If you have been surfing the Internet on a Windows computer without a good antivirus program it is highly likely to be infected with a virus. We strongly recommend you subscribe to a good antivirus product and keep your subscription up to date. Do not forget your smart phone needs virus protection as well.
Whilst Macs and Linux computers have a reputation for being resistant to viruses, malware still exists for these platforms and we recommend using an antivirus product.
Malware tends to fall into two basic categories:
1. Nuisance software. Usually this is software that you did not intend to install, often piggy backing with software you did want. This type of software creates popup ads, hijacks your browser home page and/or search function. Most antivirus systems will ignore this type of program because:
a. You have authorised it to be installed (but would not have realised it).
b. It generally does not harm (but is annoying).
c. It can usually be uninstalled though this can be tricky (we can do this for you to give a faster, more user-friendly computer).
2. Viruses, Trojans, rootkits. These do harm by taking over your system resources, or stealing personal data. Usually you will not know you have one on you system as it goes about its work taking over your computer. Other viruses like Cryptolocker will encrypt your files or lock up your system until a ransom is paid. For this reason it is important to have a back-up.
A number of antivirus procedures may be necessary if your device is affected.
Managing a large number of passwords is the bane of most people’s life.

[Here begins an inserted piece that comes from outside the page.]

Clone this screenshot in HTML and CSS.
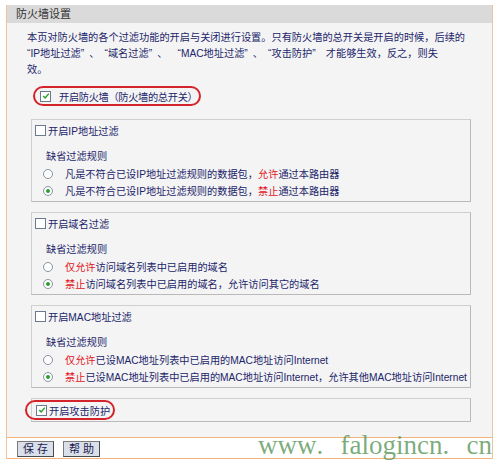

Idealists believe that every login should have a different strong password, and that passwords should be changed frequently. The reality is that nobody can remember that many passwords.
If you want to use a lot of different passwords use a password manager such as LastPass™. A password manager means you can use a different password for each website you visit (more secure if there is a breach) whilst needing to only remember one master password for your device.
Please use a strong password – we still see dictionary words with a couple of numbers added to the end. As a general rule longer passwords are better, and a mix of characters, uppercase, lowercase, numbers and characters.
Try putting numbers in the middle of your password. Many password cracking programs are based on dictionaries, hence our suggestion to ‘salt’ your passwords with numbers and characters within the password not simply added at the end.